By contrast, to get an understanding of the biomass market is anything but easy. The market is fragmented and rather murky. You can ring a local supplier to get a price quote but that is pretty much all you can do easily. Unless you live in Lithuania.
The solution is called BALTPOOL
Anyone who wants to buy biomass, in the form of wood chips, wood pellets and most recently milled peat, can register at the BALTPOOL exchange and post a buy order there. You just need to specify the amount of tonnes of oil equivalent (yes, the exchange works with energy units), including a minimum amount as an option, the type of biomass you need, delivery location and the maximum price you are willing to accept.

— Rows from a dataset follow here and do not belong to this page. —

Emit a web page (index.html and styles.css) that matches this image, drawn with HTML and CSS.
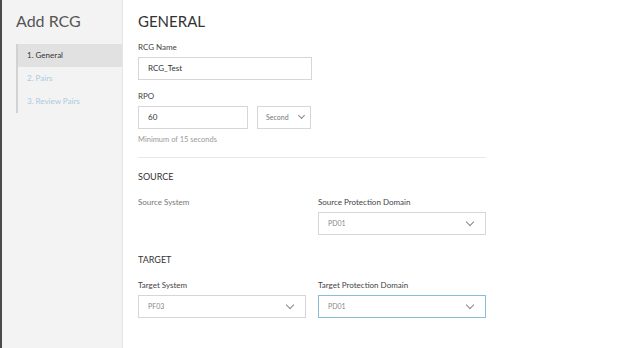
FILE: index.html
```html
<!DOCTYPE html>
<html>
<head>
    <title>Add RCG</title>
    <link rel="stylesheet" href="styles.css">
</head>
<body>

<div class="wizard">
    <div class="sidebar">
        <h2 class="wizard-title">Add RCG</h2>
        <ul class="steps">
            <li class="step active">1. General</li>
            <li class="step">2. Pairs</li>
            <li class="step">3. Review Pairs</li>
        </ul>
    </div>

    <div class="content">
        <h1>GENERAL</h1>

        <label class="field-label">RCG Name</label>
        <div class="input name-input">RCG_Test</div>

        <label class="field-label">RPO</label>
        <div class="rpo-row">
            <div class="input rpo-input">60</div>
            <div class="input unit-select">Second <span class="caret small"></span></div>
        </div>
        <div class="hint">Minimum of 15 seconds</div>

        <div class="divider"></div>

        <h3 class="section">SOURCE</h3>
        <div class="pair-row">
            <div class="col">
                <label class="field-label muted">Source System</label>
            </div>
            <div class="col">
                <label class="field-label">Source Protection Domain</label>
                <div class="input select">PD01 <span class="caret"></span></div>
            </div>
        </div>

        <h3 class="section target">TARGET</h3>
        <div class="pair-row">
            <div class="col">
                <label class="field-label">Target System</label>
                <div class="input select short">PF03 <span class="caret"></span></div>
            </div>
            <div class="col">
                <label class="field-label">Target Protection Domain</label>
                <div class="input select focused">PD01 <span class="caret"></span></div>
            </div>
        </div>
    </div>
</div>

</body>
</html>
```

FILE: styles.css
```css
body {
    font-family: Lato, "Open Sans", sans-serif;
    margin: 0;
    padding: 0;
    background-color: #fff;
    color: #333;
}
.wizard {
    display: flex;
    height: 348px;
    border-left: 2px solid #4a4a4a;
}
.sidebar {
    width: 120px;
    background-color: #f3f3f3;
    border-right: 1px solid #e6e6e6;
    padding-top: 12px;
}
.wizard-title {
    margin: 0 0 14px 14px;
    font-size: 16px;
    font-weight: normal;
    color: #555;
    line-height: 18px;
}
.steps {
    list-style: none;
    margin: 0 0 0 14px;
    padding: 0;
    border-left: 2px solid #d2d2d2;
}
.step {
    height: 23px;
    line-height: 23px;
    padding-left: 9px;
    font-size: 8px;
    color: #a9cbe0;
}
.step.active {
    background-color: #e1e1e1;
    color: #333;
}
.content {
    padding: 12px 0 0 15px;
    width: 348px;
}
h1 {
    margin: 0 0 12px 0;
    font-size: 15px;
    font-weight: normal;
    line-height: 18px;
    color: #333;
}
.field-label {
    display: block;
    font-size: 8px;
    line-height: 10px;
    color: #444;
    margin-bottom: 5px;
}
.field-label.muted {
    color: #777;
}
.input {
    box-sizing: border-box;
    height: 23px;
    line-height: 21px;
    border: 1px solid #d6d6d6;
    padding-left: 9px;
    font-size: 8px;
    color: #333;
    position: relative;
}
.name-input {
    width: 174px;
    margin-bottom: 11px;
}
.rpo-row {
    display: flex;
    gap: 9px;
}
.rpo-input {
    width: 110px;
}
.unit-select {
    width: 54px;
    color: #777;
    font-size: 7px;
    padding-left: 8px;
}
.hint {
    font-size: 7.5px;
    color: #9a9a9a;
    margin-top: 6px;
}
.divider {
    border-top: 1px solid #e8e8e8;
    margin-top: 13px;
}
.section {
    margin: 14px 0 15px 0;
    font-size: 9px;
    font-weight: normal;
    line-height: 10px;
    color: #333;
}
.section.target {
    margin-top: 20px;
}
.pair-row {
    display: flex;
    gap: 12px;
}
.col {
    width: 168px;
}
.select {
    color: #888;
    font-size: 7px;
}
.select.focused {
    border-color: #8bbcd8;
}
.caret {
    position: absolute;
    right: 12px;
    top: 6px;
    width: 5px;
    height: 5px;
    border-right: 1px solid #888;
    border-bottom: 1px solid #888;
    transform: rotate(45deg);
}
.caret.small {
    right: 6px;
    top: 6px;
    width: 4px;
    height: 4px;
}
```
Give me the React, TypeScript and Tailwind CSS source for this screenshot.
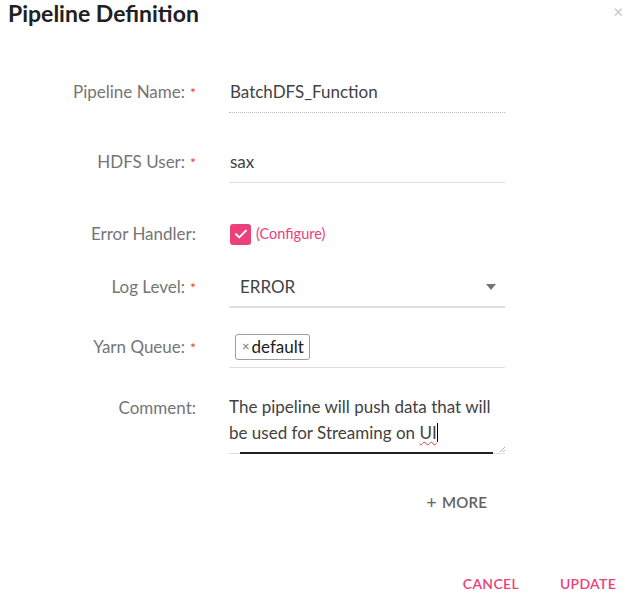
const font = { fontFamily: 'Lato, "Open Sans", sans-serif' };

function Label({ text, required }: { text: string; required?: boolean }) {
  return (
    <div className="w-[196px] h-[40px] flex items-center justify-end text-[17px] text-[#757575] shrink-0">
      {text}
      {required && <span className="ml-[5px] text-[#e53935] text-[14px]">*</span>}
    </div>
  );
}

export default function App() {
  return (
    <div className="w-[642px] h-[595px] bg-white overflow-hidden flex flex-col" style={font}>
      {/* Header */}
      <div className="flex items-start justify-between pl-[8px] pr-[19px]">
        <h1 className="text-[23px] leading-[26px] font-bold text-[#212121]">Pipeline Definition</h1>
        <button className="mt-[3px] text-[#c4c4c4] text-[17px] leading-none">×</button>
      </div>

      {/* Form */}
      <div className="flex flex-col mt-[46px]">
        {/* Pipeline Name */}
        <div className="flex">
          <Label text="Pipeline Name:" required />
          <div className="ml-[33px] w-[276px] h-[41px] flex items-center border-b border-dotted border-[#bdbdbd] text-[17px] text-[#424242] pl-[1px]">
            BatchDFS_Function
          </div>
        </div>

        {/* HDFS User */}
        <div className="flex mt-[29px]">
          <Label text="HDFS User:" required />
          <div className="ml-[33px] w-[276px] h-[41px] flex items-center border-b border-[#e0e0e0] text-[17px] text-[#424242] pl-[1px]">
            sax
          </div>
        </div>

        {/* Error Handler */}
        <div className="flex mt-[31px]">
          <Label text="Error Handler:" />
          <div className="ml-[33px] w-[276px] h-[40px] flex items-center pl-[1px]">
            <div className="w-[21px] h-[21px] rounded-[3px] bg-[#ec407a] flex items-center justify-center">
              <svg width="14" height="14" viewBox="0 0 14 14" fill="none">
                <path d="M2 7.2l3.2 3.2L12 3.6" stroke="white" strokeWidth="2" strokeLinecap="round" strokeLinejoin="round" />
              </svg>
            </div>
            <span className="ml-[5px] text-[14.5px] text-[#ec407a]">(Configure)</span>
          </div>
        </div>

        {/* Log Level */}
        <div className="flex mt-[13px]">
          <Label text="Log Level:" required />
          <div className="ml-[33px] w-[276px] h-[41px] flex items-center justify-between border-b-2 border-[#e0e0e0] pl-[11px] pr-[9px]">
            <span className="text-[17px] text-[#424242]">ERROR</span>
            <svg width="10" height="6" viewBox="0 0 10 6">
              <path d="M0 0h10L5 6z" fill="#757575" />
            </svg>
          </div>
        </div>

        {/* Yarn Queue */}
        <div className="flex mt-[19px]">
          <Label text="Yarn Queue:" required />
          <div className="ml-[33px] w-[276px] h-[41px] flex items-center border-b border-[#e0e0e0] pl-[6px]">
            <span className="h-[26px] flex items-center border border-[#9e9e9e] rounded-[3px] pl-[6px] pr-[5px] text-[17px] text-[#212121]">
              <span className="text-[13px] text-[#757575] mr-[2px]">×</span>default
            </span>
          </div>
        </div>

        {/* Comment */}
        <div className="flex mt-[21px]">
          <div className="w-[196px] h-[38px] flex items-center justify-end text-[17px] text-[#757575] shrink-0">Comment:</div>
          <div className="relative ml-[33px] w-[276px] h-[65px] border-b border-[#e0e0e0] pt-[5px] text-[17px] leading-[26px] text-[#424242]">
            <p>The pipeline will push data that will</p>
            <p>
              be used for Streaming on{' '}
              <span className="underline decoration-wavy decoration-[#e53935] decoration-1 underline-offset-2">UI</span>
              <span className="inline-block w-px h-[19px] bg-black align-[-3px]" />
            </p>
            <div className="absolute left-[11px] right-[12px] bottom-[-1px] h-[2px] bg-[#212121]" />
            <svg className="absolute right-0 bottom-[1px]" width="6" height="6" viewBox="0 0 6 6">
              <path d="M1 6L6 1M4 6L6 4" stroke="#9e9e9e" strokeWidth="0.8" />
            </svg>
          </div>
        </div>

        {/* More */}
        <div className="flex justify-end w-[505px] pr-[18px] mt-[37px]">
          <button className="flex items-center gap-[5px] text-[15px] font-semibold text-[#616161] tracking-[0.2px]">
            <span className="text-[18px] font-normal leading-none">+</span>MORE
          </button>
        </div>
      </div>

      {/* Footer */}
      <div className="mt-auto flex justify-end gap-[41px] pr-[26px] pb-[1px] h-[22px] items-center">
        <button className="text-[14px] font-semibold text-[#ec407a] tracking-[0.3px]">CANCEL</button>
        <button className="text-[14px] font-semibold text-[#ec407a] tracking-[0.3px]">UPDATE</button>
      </div>
    </div>
  );
}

When bells in Lithuanian churches are chiming 11 a.m. the main activity moves to the most lucrative contracts. Every lowering of the price prolongs the trading sessions by three minutes
The buyer can be sure that the potential sellers are technically and financially capable of delivering chips or pellets. The exchange takes care of it and checks all participants. The exchange rules also stipulate what quality standards the delivered biomass has to meet, how to measure these and what happens if anything goes wrong.
That does not happen often, though, since, according to BALTPOOL, 94% of delivered biomass meet the required quality standards fully (the remaining 6% are mostly still usable, in most cases the biomass just has a higher ash content). This is one of the reasons why only a fraction, 0.3% to be precise, of trades are later disputed by either side.

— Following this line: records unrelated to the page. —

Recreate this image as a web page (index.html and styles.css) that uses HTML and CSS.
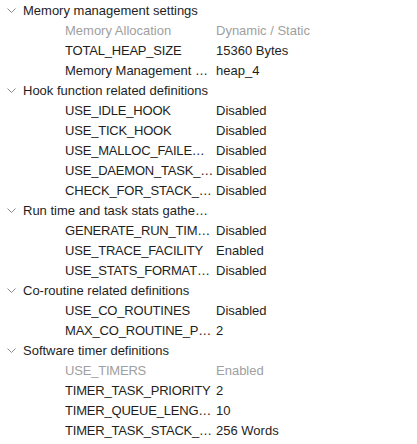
FILE: index.html
```html
<!DOCTYPE html>
<html>
<head>
<meta charset="utf-8">
<link rel="stylesheet" href="styles.css">
</head>
<body>
<div class="tree">
  <div class="group"><svg class="chev" width="9" height="6" viewBox="0 0 9 6"><path d="M0.5 0.5 L4.5 4.5 L8.5 0.5" fill="none" stroke="#8a8a8a" stroke-width="1"/></svg><span class="gtitle">Memory management settings</span></div>
  <div class="row dim"><span class="name">Memory Allocation</span><span class="val">Dynamic / Static</span></div>
  <div class="row"><span class="name const">TOTAL_HEAP_SIZE</span><span class="val">15360 Bytes</span></div>
  <div class="row"><span class="name">Memory Management scheme</span><span class="val">heap_4</span></div>

  <div class="group"><svg class="chev" width="9" height="6" viewBox="0 0 9 6"><path d="M0.5 0.5 L4.5 4.5 L8.5 0.5" fill="none" stroke="#8a8a8a" stroke-width="1"/></svg><span class="gtitle">Hook function related definitions</span></div>
  <div class="row"><span class="name const">USE_IDLE_HOOK</span><span class="val">Disabled</span></div>
  <div class="row"><span class="name const">USE_TICK_HOOK</span><span class="val">Disabled</span></div>
  <div class="row"><span class="name const">USE_MALLOC_FAILED_HOOK</span><span class="val">Disabled</span></div>
  <div class="row"><span class="name const">USE_DAEMON_TASK_STARTUP_HOOK</span><span class="val">Disabled</span></div>
  <div class="row"><span class="name const">CHECK_FOR_STACK_OVERFLOW</span><span class="val">Disabled</span></div>

  <div class="group"><svg class="chev" width="9" height="6" viewBox="0 0 9 6"><path d="M0.5 0.5 L4.5 4.5 L8.5 0.5" fill="none" stroke="#8a8a8a" stroke-width="1"/></svg><span class="gtitle">Run time and task stats gathering related definitions</span></div>
  <div class="row"><span class="name const">GENERATE_RUN_TIME_STATS</span><span class="val">Disabled</span></div>
  <div class="row"><span class="name const">USE_TRACE_FACILITY</span><span class="val">Enabled</span></div>
  <div class="row"><span class="name const">USE_STATS_FORMATTING_FUNCTIONS</span><span class="val">Disabled</span></div>

  <div class="group"><svg class="chev" width="9" height="6" viewBox="0 0 9 6"><path d="M0.5 0.5 L4.5 4.5 L8.5 0.5" fill="none" stroke="#8a8a8a" stroke-width="1"/></svg><span class="gtitle">Co-routine related definitions</span></div>
  <div class="row"><span class="name const">USE_CO_ROUTINES</span><span class="val">Disabled</span></div>
  <div class="row"><span class="name const">MAX_CO_ROUTINE_PRIORITIES</span><span class="val">2</span></div>

  <div class="group"><svg class="chev" width="9" height="6" viewBox="0 0 9 6"><path d="M0.5 0.5 L4.5 4.5 L8.5 0.5" fill="none" stroke="#8a8a8a" stroke-width="1"/></svg><span class="gtitle">Software timer definitions</span></div>
  <div class="row dim"><span class="name const">USE_TIMERS</span><span class="val">Enabled</span></div>
  <div class="row"><span class="name const">TIMER_TASK_PRIORITY</span><span class="val">2</span></div>
  <div class="row"><span class="name const">TIMER_QUEUE_LENGTH</span><span class="val">10</span></div>
  <div class="row"><span class="name const">TIMER_TASK_STACK_DEPTH</span><span class="val">256 Words</span></div>
</div>
</body>
</html>
```
FILE: styles.css
```css
html, body {
  margin: 0;
  padding: 0;
  background: #ffffff;
}
.tree {
  font-family: "Liberation Sans", Arial, sans-serif;
  font-size: 13px;
  color: #1e1e1e;
}
.group {
  height: 20px;
  display: flex;
  align-items: center;
  padding-left: 7px;
}
.chev {
  display: block;
  flex: none;
  margin-right: 7px;
  margin-top: 1px;
}
.gtitle {
  width: 189px;
  white-space: nowrap;
  overflow: hidden;
  text-overflow: ellipsis;
}
.row {
  height: 20px;
  display: flex;
  align-items: center;
  padding-left: 65px;
}
.name {
  width: 149px;
  margin-right: 2px;
  flex: none;
  white-space: nowrap;
  overflow: hidden;
  text-overflow: ellipsis;
}
.const {
  letter-spacing: -0.2px;
}
.val {
  white-space: nowrap;
}
.dim {
  color: #a0a0a0;
}
```
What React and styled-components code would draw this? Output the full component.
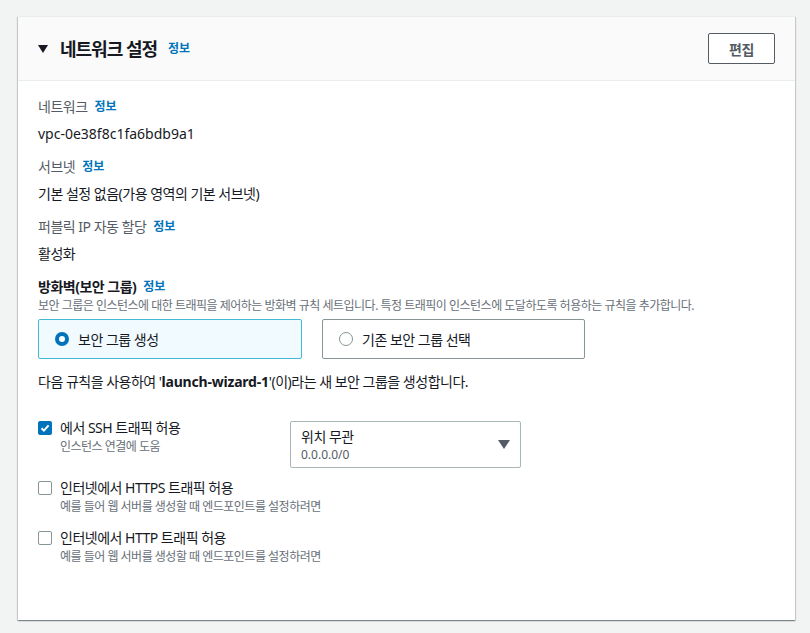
import styled, { createGlobalStyle } from "styled-components";

const Global = createGlobalStyle`
  body {
    margin: 0;
    background: #f2f3f3;
    font-family: "Noto Sans", "Noto Sans CJK KR", sans-serif;
    color: #16191f;
    letter-spacing: -0.5px;
  }
`;

const Page = styled.div`
  padding: 16px 15px 11px 18px;
`;

const Card = styled.section`
  background: #fff;
  box-shadow: 0 1px 1px 0 rgba(0, 28, 36, 0.3), 1px 1px 1px 0 rgba(0, 28, 36, 0.15),
    -1px 1px 1px 0 rgba(0, 28, 36, 0.15);
  border-top: 1px solid #eaeded;
`;

const Header = styled.header`
  display: flex;
  align-items: center;
  justify-content: space-between;
  height: 63px;
  padding: 0 20px;
  background: #fafafa;
  border-bottom: 1px solid #eaeded;
`;

const Title = styled.h2`
  display: flex;
  align-items: center;
  margin: 0;
  font-size: 18px;
  font-weight: 700;
  line-height: 22px;
  letter-spacing: -1px;
  color: #16191f;

  svg {
    margin-right: 12px;
  }
`;

const Info = styled.a`
  margin-left: ${(p) => p.$gap || 7}px;
  font-size: 12px;
  font-weight: 700;
  letter-spacing: 0;
  color: #0073bb;
  text-decoration: none;
`;

const EditButton = styled.button`
  width: 67px;
  height: 31px;
  border: 1px solid #545b64;
  border-radius: 2px;
  background: #fff;
  color: #545b64;
  font-family: inherit;
  font-size: 14px;
  font-weight: 700;
  letter-spacing: -0.5px;
`;

const Body = styled.div`
  padding: 15px 20px 51px;
`;

const Field = styled.div`
  margin-bottom: 11px;
`;

const Label = styled.div`
  display: flex;
  align-items: center;
  font-size: 14px;
  line-height: 22px;
  color: #545b64;
  margin-bottom: 5px;
`;

const Value = styled.div`
  font-size: 14px;
  line-height: 22px;
  color: #16191f;
  letter-spacing: ${(p) => (p.$latin ? 0 : -0.5)}px;
`;

const GroupLabel = styled.div`
  display: flex;
  align-items: center;
  font-size: 14px;
  font-weight: 700;
  line-height: 22px;
  color: #16191f;
`;

const Desc = styled.div`
  font-size: 12px;
  line-height: 16px;
  color: #687078;
  white-space: nowrap;
`;

const Tiles = styled.div`
  display: flex;
  gap: 20px;
  margin-top: 5px;
`;

const Tile = styled.div`
  display: flex;
  align-items: center;
  gap: 9px;
  width: ${(p) => p.$w}px;
  height: 40px;
  box-sizing: border-box;
  padding-left: 16px;
  border: 1px solid ${(p) => (p.$active ? "#44b9d6" : "#879596")};
  border-radius: 2px;
  background: ${(p) => (p.$active ? "#f1faff" : "#fff")};
  font-size: 14px;
  color: #16191f;
`;

const Radio = styled.span`
  width: 14px;
  height: 14px;
  box-sizing: border-box;
  border-radius: 50%;
  border: ${(p) => (p.$checked ? "4px solid #0073bb" : "1px solid #879596")};
  background: #fff;
`;

const Note = styled.p`
  margin: 12px 0 0;
  font-size: 14px;
  line-height: 22px;

  b {
    font-weight: 700;
    letter-spacing: -0.2px;
  }
`;

const Rules = styled.div`
  display: flex;
  flex-direction: column;
  gap: 8px;
  margin-top: 24px;
`;

const Rule = styled.div`
  display: flex;
  align-items: flex-start;
  padding-bottom: ${(p) => (p.$tall ? 1 : 4)}px;
`;

const Check = styled.span`
  flex: none;
  display: flex;
  align-items: center;
  justify-content: center;
  width: 14px;
  height: 14px;
  margin-top: 4px;
  box-sizing: border-box;
  border-radius: 2px;
  border: ${(p) => (p.$checked ? "none" : "1px solid #879596")};
  background: ${(p) => (p.$checked ? "#0073bb" : "#fff")};
`;

const RuleText = styled.div`
  width: 230px;
  margin-left: 8px;
`;

const RuleTitle = styled.div`
  font-size: 14px;
  line-height: 22px;
`;

const Select = styled.div`
  display: flex;
  align-items: center;
  justify-content: space-between;
  width: 231px;
  height: 47px;
  box-sizing: border-box;
  margin-top: 4px;
  padding: 0 10px;
  border: 1px solid #aab7b8;
  border-radius: 2px;
`;

const SelectMain = styled.div`
  font-size: 14px;
  line-height: 20px;
`;

const SelectSub = styled.div`
  font-size: 12px;
  line-height: 16px;
  letter-spacing: 0;
  color: #545b64;
`;

const fields = [
  { label: "네트워크", value: "vpc-0e38f8c1fa6bdb9a1", latin: true },
  { label: "서브넷", value: "기본 설정 없음(가용 영역의 기본 서브넷)" },
  { label: "퍼블릭 IP 자동 할당", value: "활성화" },
];

const rules = [
  { title: "에서 SSH 트래픽 허용", desc: "인스턴스 연결에 도움", checked: true, select: true },
  {
    title: "인터넷에서 HTTPS 트래픽 허용",
    desc: "예를 들어 웹 서버를 생성할 때 엔드포인트를 설정하려면",
  },
  {
    title: "인터넷에서 HTTP 트래픽 허용",
    desc: "예를 들어 웹 서버를 생성할 때 엔드포인트를 설정하려면",
  },
];

export default function App() {
  return (
    <Page>
      <Global />
      <Card>
        <Header>
          <Title>
            <svg width="10" height="8" viewBox="0 0 10 8">
              <path d="M0 0h10L5 8z" fill="#16191f" />
            </svg>
            네트워크 설정
            <Info $gap={11}>정보</Info>
          </Title>
          <EditButton>편집</EditButton>
        </Header>
        <Body>
          {fields.map((f) => (
            <Field key={f.label}>
              <Label>
                {f.label}
                <Info>정보</Info>
              </Label>
              <Value $latin={f.latin}>{f.value}</Value>
            </Field>
          ))}
          <GroupLabel>
            방화벽(보안 그룹)
            <Info>정보</Info>
          </GroupLabel>
          <Desc>
            보안 그룹은 인스턴스에 대한 트래픽을 제어하는 방화벽 규칙 세트입니다. 특정 트래픽이
            인스턴스에 도달하도록 허용하는 규칙을 추가합니다.
          </Desc>
          <Tiles>
            <Tile $w={264} $active>
              <Radio $checked />
              보안 그룹 생성
            </Tile>
            <Tile $w={263}>
              <Radio />
              기존 보안 그룹 선택
            </Tile>
          </Tiles>
          <Note>
            다음 규칙을 사용하여 '<b>launch-wizard-1</b>'(이)라는 새 보안 그룹을 생성합니다.
          </Note>
          <Rules>
            {rules.map((r) => (
              <Rule key={r.title} $tall={r.select}>
                <Check $checked={r.checked}>
                  {r.checked && (
                    <svg width="10" height="10" viewBox="0 0 10 10">
                      <path
                        d="M1.5 5.2l2.4 2.4L8.6 2.4"
                        fill="none"
                        stroke="#fff"
                        strokeWidth="2"
                      />
                    </svg>
                  )}
                </Check>
                <RuleText>
                  <RuleTitle>{r.title}</RuleTitle>
                  <Desc>{r.desc}</Desc>
                </RuleText>
                {r.select && (
                  <Select>
                    <div>
                      <SelectMain>위치 무관</SelectMain>
                      <SelectSub>0.0.0.0/0</SelectSub>
                    </div>
                    <svg width="12" height="9" viewBox="0 0 12 9">
                      <path d="M0 0h12L6 9z" fill="#545b64" />
                    </svg>
                  </Select>
                )}
              </Rule>
            ))}
          </Rules>
        </Body>
      </Card>
    </Page>
  );
}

The trading session – a later stage (app. 10:45 EET)
– this is a selection of the exchange´s order book, there are buy orders on the left and corresponding sell orders on the right
Alytus county (the uppermost line) is in the very south of Lithuania. But nevertheless, is 145 EUR/toe not lucrative enough for a seller? In other counties a supplier makes do with only 120 EUR or even 112 EUR (highlighted green).

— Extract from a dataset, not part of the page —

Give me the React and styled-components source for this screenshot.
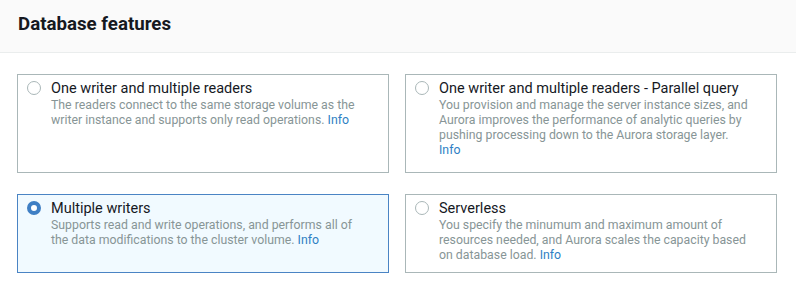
import React, { useState } from 'react';
import styled, { createGlobalStyle } from 'styled-components';

const GlobalStyle = createGlobalStyle`
  html, body {
    margin: 0;
    padding: 0;
    background: #ffffff;
    font-family: Roboto, "Noto Sans", Arial, sans-serif;
  }
`;

const Panel = styled.section`
  width: 796px;
  height: 287px;
  background: #ffffff;
  overflow: hidden;
`;

const Header = styled.header`
  height: 53px;
  box-sizing: border-box;
  padding: 0 18px;
  display: flex;
  align-items: center;
  background: #fafafa;
  border-bottom: 1px solid #eaeded;
`;

const Title = styled.h2`
  margin: 0 0 5px;
  font-size: 18.7px;
  font-weight: 700;
  color: #16191f;
`;

const Grid = styled.div`
  display: grid;
  grid-template-columns: 372px 372px;
  grid-template-rows: 99px 79px;
  column-gap: 16px;
  row-gap: 21px;
  padding: 21px 18px 0 17px;
`;

const Card = styled.label`
  display: flex;
  align-items: flex-start;
  gap: 10px;
  box-sizing: border-box;
  padding: 4px 24px 8px 9px;
  border: 1px solid ${p => (p.selected ? '#4a84c4' : '#aab7b8')};
  background: ${p => (p.selected ? '#f1faff' : '#ffffff')};
  cursor: pointer;
`;

const Radio = styled.span`
  flex: none;
  width: 14px;
  height: 14px;
  margin-top: 2px;
  box-sizing: border-box;
  border-radius: 50%;
  border: ${p => (p.checked ? '4px solid #3f7fc4' : '1px solid #aab7b8')};
  background: #ffffff;
`;

const Body = styled.div`
  display: flex;
  flex-direction: column;
`;

const OptionTitle = styled.div`
  font-size: 14.5px;
  line-height: 19px;
  color: #16191f;
`;

const Description = styled.div`
  font-size: 12.3px;
  line-height: 15px;
  color: #879596;
`;

const Info = styled.a`
  color: #2f7fc4;
  text-decoration: none;
`;

const options = [
  {
    id: 'one-writer',
    title: 'One writer and multiple readers',
    text: 'The readers connect to the same storage volume as the writer instance and supports only read operations.',
  },
  {
    id: 'parallel',
    title: 'One writer and multiple readers - Parallel query',
    text: 'You provision and manage the server instance sizes, and Aurora improves the performance of analytic queries by pushing processing down to the Aurora storage layer.',
    infoBreak: true,
  },
  {
    id: 'multi-writer',
    title: 'Multiple writers',
    text: 'Supports read and write operations, and performs all of the data modifications to the cluster volume.',
  },
  {
    id: 'serverless',
    title: 'Serverless',
    text: 'You specify the minumum and maximum amount of resources needed, and Aurora scales the capacity based on database load.',
  },
];

export default function App() {
  const [selected, setSelected] = useState('multi-writer');

  return (
    <Panel>
      <GlobalStyle />
      <Header>
        <Title>Database features</Title>
      </Header>
      <Grid>
        {options.map(opt => {
          const isOn = opt.id === selected;
          return (
            <Card key={opt.id} selected={isOn} onClick={() => setSelected(opt.id)}>
              <Radio checked={isOn} />
              <Body>
                <OptionTitle>{opt.title}</OptionTitle>
                <Description>
                  {opt.text}
                  {opt.infoBreak ? <br /> : ' '}
                  <Info href="#">Info</Info>
                </Description>
              </Body>
            </Card>
          );
        })}
      </Grid>
    </Panel>
  );
}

Buyers, after posting their quote, can just sit in front of their computer screens and wait to see if a suitable seller emerges. If they conclude a deal, they can wait for the biomass to be supplied, as sellers are responsible for transport and unloading.
Most important is the activity at the exchange on Tuesday mornings. In several rounds, it is decided who will in the end satisfy a buy order. At first, buyers can also change their quotes as they could have for the past week. Later on, only sellers can do so and the activity intensifies. Sellers strive to get the trades, now with fixed conditions, by adjusting their quotes. Mostly, they lower their price in order to get ahead of their competitors. Whoever offers the lowest price, gets the deal.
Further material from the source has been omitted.